There’s support for up to 12 players online, so you won’t have a full field of 24 as in single-player. Games are virtually lag-free, so if you find a bunch of sensible guys to play with, there’s a lot of fun to be had. That’s easier said than done though, because most online players seem to think races are a sprint to see who the first to reach the first corner is. This predictably results in a first-corner pile-up. Online races are more a case of survival and avoiding being taken out by an overzealous opponent than a test of skillful driving to outmaneuver others, so things can get quite frustrating when all you’re looking for is some healthy competition. However, we can’t really fault the game for that. It isn’t the developer’s fault if people don’t how to play the game.

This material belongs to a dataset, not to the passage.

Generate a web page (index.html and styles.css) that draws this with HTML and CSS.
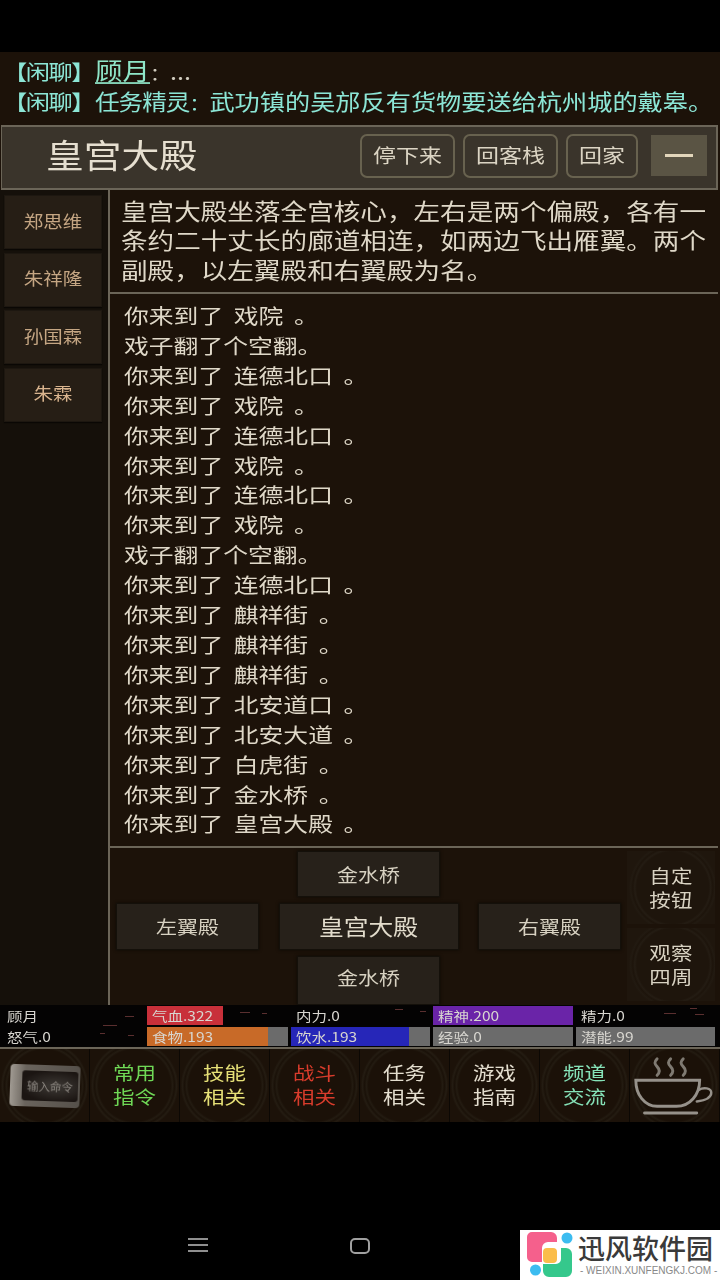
FILE: index.html
```html
<!DOCTYPE html>
<html lang="zh-CN">
<head>
<meta charset="utf-8">
<title>皇宫大殿</title>
<link rel="stylesheet" href="styles.css">
</head>
<body>
<div class="screen">
  <div class="status-blank"></div>
  <div class="app">
    <section class="chat">
      <div class="chat-line"><span class="sq"><span class="chat-tag">【闲聊】</span><a class="chat-name">顾月</a><span class="chat-dim"><span class="chat-colon">：</span>...</span></span></div>
      <div class="chat-line"><span class="sq"><span class="chat-tag">【闲聊】</span><span class="chat-who">任务精灵<span class="chat-colon">：</span></span>武功镇的吴邡反有货物要送给杭州城的戴皋。</span></div>
    </section>
    <header class="title">
      <h1 class="title-name"><span class="sq">皇宫大殿</span></h1>
      <div class="title-actions">
        <button class="tbtn tbtn-wide"><span class="sq">停下来</span></button>
        <button class="tbtn tbtn-wide"><span class="sq">回客栈</span></button>
        <button class="tbtn tbtn-narrow"><span class="sq">回家</span></button>
        <button class="tbtn-min" aria-label="收起"><span class="min-bar"></span></button>
      </div>
    </header>
    <main class="main">
      <aside class="people">
        <div class="person"><span class="sq">郑思维</span></div>
        <div class="person"><span class="sq">朱祥隆</span></div>
        <div class="person"><span class="sq">孙国霖</span></div>
        <div class="person person-bright"><span class="sq">朱霖</span></div>
      </aside>
      <div class="content">
        <div class="desc">
          <div class="line">皇宫大殿坐落全宫核心，左右是两个偏殿，各有一</div>
          <div class="line">条约二十丈长的廊道相连，如两边飞出雁翼。两个</div>
          <div class="line">副殿，以左翼殿和右翼殿为名。</div>
        </div>
        <div class="log">
          <div class="line">你来到了 戏院 。</div>
          <div class="line">戏子翻了个空翻。</div>
          <div class="line">你来到了 连德北口 。</div>
          <div class="line">你来到了 戏院 。</div>
          <div class="line">你来到了 连德北口 。</div>
          <div class="line">你来到了 戏院 。</div>
          <div class="line">你来到了 连德北口 。</div>
          <div class="line">你来到了 戏院 。</div>
          <div class="line">戏子翻了个空翻。</div>
          <div class="line">你来到了 连德北口 。</div>
          <div class="line">你来到了 麒祥街 。</div>
          <div class="line">你来到了 麒祥街 。</div>
          <div class="line">你来到了 麒祥街 。</div>
          <div class="line">你来到了 北安道口 。</div>
          <div class="line">你来到了 北安大道 。</div>
          <div class="line">你来到了 白虎街 。</div>
          <div class="line">你来到了 金水桥 。</div>
          <div class="line">你来到了 皇宫大殿 。</div>
        </div>
        <nav class="exits">
          <div class="compass">
            <div class="row row-center"><button class="exit exit-n"><span class="sq">金水桥</span></button></div>
            <div class="row row-between">
              <button class="exit exit-m"><span class="sq">左翼殿</span></button>
              <button class="exit exit-here"><span class="sq">皇宫大殿</span></button>
              <button class="exit exit-m"><span class="sq">右翼殿</span></button>
            </div>
            <div class="row row-center"><button class="exit exit-s"><span class="sq">金水桥</span></button></div>
          </div>
          <div class="side-actions">
            <button class="round"><span class="sq">自定<br>按钮</span></button>
            <button class="round"><span class="sq">观察<br>四周</span></button>
          </div>
        </nav>
      </div>
    </main>
    <section class="stats">
      <svg class="specks" viewBox="0 0 720 42" aria-hidden="true">
        <g fill="#5a2f2f">
          <rect x="103" y="20" width="14" height="1"/><rect x="125" y="11" width="9" height="1"/><rect x="128" y="30" width="6" height="1"/>
          <rect x="240" y="7" width="10" height="1"/><rect x="262" y="8" width="5" height="1"/><rect x="395" y="4" width="8" height="1"/>
          <rect x="420" y="6" width="6" height="1"/><rect x="664" y="8" width="12" height="1"/><rect x="695" y="9" width="9" height="1"/>
          <rect x="690" y="3" width="7" height="1"/><rect x="100" y="28" width="5" height="1"/>
        </g>
        <g fill="#a89a90">
          <rect x="530" y="29" width="14" height="1"/><rect x="555" y="27" width="9" height="1"/><rect x="515" y="5" width="6" height="1"/>
          <rect x="650" y="26" width="10" height="1"/><rect x="680" y="27" width="8" height="1"/>
        </g>
      </svg>
      <div class="stat stat-plain"><span class="stat-label">顾月</span></div>
      <div class="stat"><i class="fill fill-red" style="width:54%"></i><span class="stat-label">气血.322</span></div>
      <div class="stat stat-plain"><span class="stat-label">内力.0</span></div>
      <div class="stat"><i class="fill fill-purple" style="width:100%"></i><span class="stat-label">精神.200</span></div>
      <div class="stat stat-plain"><span class="stat-label">精力.0</span></div>
      <div class="stat stat-plain"><span class="stat-label">怒气.0</span></div>
      <div class="stat stat-track"><i class="fill fill-orange" style="width:86%"></i><span class="stat-label">食物.193</span></div>
      <div class="stat stat-track"><i class="fill fill-blue" style="width:85%"></i><span class="stat-label">饮水.193</span></div>
      <div class="stat stat-track"><span class="stat-label">经验.0</span></div>
      <div class="stat stat-track"><span class="stat-label">潜能.99</span></div>
    </section>
    <nav class="menu">
      <button class="menu-btn"><span class="cmd"><span class="cmd-in">输入命令</span></span></button>
      <button class="menu-btn c-green"><span class="sq">常用<br>指令</span></button>
      <button class="menu-btn c-yellow"><span class="sq">技能<br>相关</span></button>
      <button class="menu-btn c-red"><span class="sq">战斗<br>相关</span></button>
      <button class="menu-btn c-white"><span class="sq">任务<br>相关</span></button>
      <button class="menu-btn c-white"><span class="sq">游戏<br>指南</span></button>
      <button class="menu-btn c-teal"><span class="sq">频道<br>交流</span></button>
      <button class="menu-btn" aria-label="茶杯">
        <svg class="cup" width="92" height="73" viewBox="0 0 92 73" fill="none" stroke="#96918a" stroke-linecap="round">
          <path d="M28 9c-3 3-3 5 0 8s3 6 0 9" stroke="#7f7a72" stroke-width="3"/>
          <path d="M42 9c-3 3-3 5 0 8s3 6 0 9" stroke="#7f7a72" stroke-width="3"/>
          <path d="M55 9c-3 3-3 5 0 8s3 6 0 9" stroke="#7f7a72" stroke-width="3"/>
          <path d="M6 31H72C72 46 62 58 48 58H28C15 58 6 46 6 31Z" stroke-width="3"/>
          <path d="M71 41c5-3 13-2 13 3 0 5-7 8-15 9" stroke-width="2.5"/>
          <path d="M15 65H69" stroke-width="3"/>
        </svg>
      </button>
    </nav>
  </div>
  <div class="sysnav">
    <svg width="20" height="16" viewBox="0 0 20 16" fill="none" stroke="#8f8f8f" stroke-width="2" aria-hidden="true"><path d="M0 2H20M0 8H20M0 14H20"/></svg>
    <svg width="22" height="18" viewBox="0 0 22 18" fill="none" stroke="#a0a0a0" stroke-width="2" aria-hidden="true"><rect x="2" y="2" width="18" height="14" rx="4"/></svg>
  </div>
  <aside class="watermark">
    <svg class="wm-logo" width="58" height="50" viewBox="0 0 58 50" aria-hidden="true">
      <path fill="#f5608c" d="M12 2H31a6 6 0 0 1 6 6V12H28a6 6 0 0 0-6 6V32H12a5 5 0 0 1-5-5V7a5 5 0 0 1 5-5Z"/>
      <circle cx="47" cy="8" r="5.5" fill="#3cbcf0"/>
      <circle cx="15.5" cy="40" r="5.5" fill="#3cbcf0"/>
      <rect x="23" y="18" width="14" height="15" rx="4" fill="#fbbd4a"/>
      <path fill="#35c88c" d="M46 18a6 6 0 0 1 6 6V41a6 6 0 0 1-6 6H29a6 6 0 0 1-6-6V34H36a5 5 0 0 0 5-5V18Z"/>
    </svg>
    <div class="wm-text">
      <div class="wm-name">迅风软件园</div>
      <div class="wm-url">- WEIXIN.XUNFENGKJ.COM -</div>
    </div>
  </aside>
</div>
</body>
</html>
```

FILE: styles.css
```css
* { box-sizing: border-box; }
html, body { margin: 0; padding: 0; background: #000; }
body { font-family: "Noto Sans CJK SC", "Noto Sans", sans-serif; }
button { font-family: inherit; padding: 0; margin: 0; cursor: pointer; }

.screen { position: relative; width: 720px; height: 1280px; background: #000; display: flex; flex-direction: column; overflow: hidden; }
.status-blank { height: 52px; flex: none; }
.app { height: 1070px; flex: none; display: flex; flex-direction: column; background: #1c1209; filter: blur(.4px); }

.sq { display: inline-block; transform: translateY(-2px) scaleY(.86); }
.line { transform: scaleY(.84); white-space: nowrap; word-spacing: 5px; }

/* chat */
.chat { height: 73px; flex: none; padding: 4px 0 0 3px; color: #8ce6d6; font-size: 25.2px; line-height: 31px; white-space: nowrap; }
.chat-line { height: 31px; }
.chat-tag { display: inline-block; width: 92px; letter-spacing: -1.4px; font-size: 24.2px; white-space: nowrap; }
.chat-who { letter-spacing: -1px; font-size: 24.6px; }
.chat-colon { display: inline-block; width: 20px; font-size: 20px; letter-spacing: 0; }
.chat-name { color: #8fe6c8; text-decoration: underline; text-underline-offset: 3px; font-size: 27.5px; }
.chat-dim { color: #cfcabd; }

/* title */
.title { height: 65px; flex: none; margin: 0 2px 0 1px; padding-bottom: 4px; display: flex; align-items: center; justify-content: space-between; background: #3a342b; border: 2px solid #6b6558; border-left-width: 1px; }
.title-name { margin: 0 0 0 44px; font-size: 37.8px; line-height: 40px; font-weight: 400; color: #e6dfd0; }
.title-actions { display: flex; align-items: center; margin-right: 9px; }
.tbtn { height: 44px; margin-right: 8px; background: #3a342b; border: 2px solid #68624f; border-radius: 7px; color: #dcd5c4; font-size: 23px; }
.tbtn-wide { width: 95px; }
.tbtn-narrow { width: 72px; margin-right: 13px; }
.tbtn-min { width: 56px; height: 41px; background: #5a5444; border: 0; display: flex; align-items: center; justify-content: center; }
.min-bar { display: block; width: 28px; height: 3px; background: #e2d6bb; }

/* main */
.main { height: 815px; flex: none; display: flex; }
.people { width: 108px; flex: none; padding: 5px 6px 0 4px; display: flex; flex-direction: column; gap: 3.5px; background: #15100a; }
.person { height: 54px; display: flex; align-items: center; justify-content: center; background: #261e15; box-shadow: inset 0 0 0 1px #1d1710, 0 1px 1px #0a0704; color: #c5a683; font-size: 19.5px; }
.person-bright { color: #d9b48e; }
.content { flex: 1; min-width: 0; border-left: 2px solid #6b6558; display: flex; flex-direction: column; margin-right: 2px; }
.desc { height: 104px; flex: none; padding: 5.5px 0 0 11px; border-bottom: 2px solid #6b6558; color: #dfd8c8; font-size: 26.6px; line-height: 29.5px; }
.desc .line { word-spacing: 0; }
.log { height: 554px; flex: none; padding: 7px 0 0 14px; border-bottom: 2px solid #6b6558; color: #dfd8c8; font-size: 24.8px; line-height: 29.9px; }

/* exits */
.exits { flex: 1; min-height: 0; display: flex; padding: 3px 3px 0 6px; }
.compass { width: 505px; flex: none; display: flex; flex-direction: column; gap: 6px; }
.row { display: flex; }
.row-center { justify-content: center; }
.row-between { justify-content: space-between; }
.exit { background: #27211a; border: 1px solid #14100a; color: #d8d2c2; font-size: 21px; box-shadow: 0 0 3px #0c0905; }
.exit .sq { transform: translateY(-1px) scaleY(.86); }
.exit-n { width: 143px; height: 46px; }
.exit-n .sq { transform: scaleY(.86); }
.exit-m { width: 143px; height: 47px; }
.exit-here { width: 180px; height: 47px; font-size: 24.8px; color: #e2dccc; }
.exit-s { width: 143px; height: 49px; padding-bottom: 6px; }
.side-actions { width: 88px; margin-left: 6px; display: flex; flex-direction: column; gap: 4px; }
.round { height: 73px; border: 0; color: #d8d2c2; font-size: 21.5px; letter-spacing: .3px; line-height: 28px; overflow: hidden; background: radial-gradient(circle at 52% 50%, #1e150c 0 36px, #241c13 38px, #1d140b 40px, #221a11 42px, #1f160d 44px); }
.round .sq { transform: translateY(-1px) scaleY(.86); }

/* stats */
.stats { position: relative; height: 44px; flex: none; background: #040303; border-bottom: 2px solid #6b6558; padding: 1px 2px 0 2px; display: grid; grid-template-columns: 145px 144px 142px 143px 142px; grid-template-rows: 19px 19px; row-gap: 2px; color: #d8d6d0; font-size: 15.5px; line-height: 19px; }
.specks { position: absolute; left: 0; top: 0; width: 720px; height: 42px; }
.stat { position: relative; margin-right: 3px; overflow: hidden; white-space: nowrap; }
.stat-track { background: #6b6b6b; }
.fill { position: absolute; left: 0; top: 0; bottom: 0; }
.fill-red { background: #c8303a; }
.fill-purple { background: #6a24a8; }
.fill-orange { background: #c86a28; }
.fill-blue { background: #2626b8; }
.stat-label { position: relative; display: block; padding-left: 5px; transform: scaleY(.84); }

/* menu */
.menu { flex: 1; min-height: 0; display: flex; }
.menu-btn { flex: 1 1 0; min-width: 0; height: 100%; border: 0; border-right: 1px solid #0c0804; display: flex; align-items: center; justify-content: center; font-size: 21.5px; line-height: 28px; overflow: hidden; background: radial-gradient(ellipse 46px 46px at 50% 50%, #1b1108 0 36px, #231b11 38px, #1a1108 40px, #241c12 42px, #1c1209 44px); }
.c-green { color: #6fd856; }
.c-yellow { color: #e6e077; }
.c-red { color: #d83c2c; }
.c-white { color: #e4decf; }
.c-teal { color: #86e2b8; }
.cmd { width: 70px; height: 42px; margin-left: 1px; display: flex; align-items: center; justify-content: center; border-radius: 4px; background: linear-gradient(90deg, #a09a92, #6a645d 22%, #55504a); transform: rotate(2deg); filter: blur(.6px); }
.cmd-in { width: 56px; height: 30px; margin-left: 10px; border-radius: 3px; background: radial-gradient(ellipse at 60% 50%, #3e3a36, #1b1512 75%); color: #8a857f; font-size: 11.5px; line-height: 30px; text-align: center; white-space: nowrap; }

/* system nav */
.sysnav { flex: 1; min-height: 0; display: flex; align-items: flex-start; padding: 115px 0 0 188px; gap: 141px; }

/* watermark */
.watermark { position: absolute; left: 520px; bottom: 0; width: 200px; height: 50px; background: #fff; display: flex; }
.wm-logo { flex: none; }
.wm-text { min-width: 0; }
.wm-name { font-size: 27px; line-height: 32px; margin-top: 2px; font-weight: 500; color: #3a3a3a; white-space: nowrap; }
.wm-url { font-family: "Liberation Sans", sans-serif; font-size: 10px; line-height: 13px; margin-left: 2px; color: #888; white-space: nowrap; }
```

When it comes to Codemasters’ racing games, we expect nothing but brilliance in the graphical department, and F1 2010 doesn’t disappoint regardless of which platform you play on. The menus and loading screens are signature Codies and the track design and car models are equally impressive. Night racing in Singapore is breathtaking and if you can think beyond worrying about keeping your car in a straight line, racing during a downpour amidst lush environs is equally beautiful. The game uses an updated version of Codies’ EGO engine, and it shows its prowess in the rain, lighting and car damage effects. The media interaction is a little lacking on the presentation front, but on the whole, F1 2010 is an outstanding visual spectacle. The roaring engines sound spot-on, and the electronic soundtrack, while somewhat indistinct, works well with the game’s overall design.
Formula 1 has made a return to gaming after over three years, and it’s back with a bang. You can tell that the team at Codemasters loves the sport, with careful attention paid to lots of little details that you’ll probably have to sink 8-10 hours into the game to even notice. It’s a strong platform on which to build a truly great franchise, and while there is a fair amount of work to be done in the off-the-track areas of the game, on the track, where it counts most, F1 2010 may just be the best Formula 1 game ever made.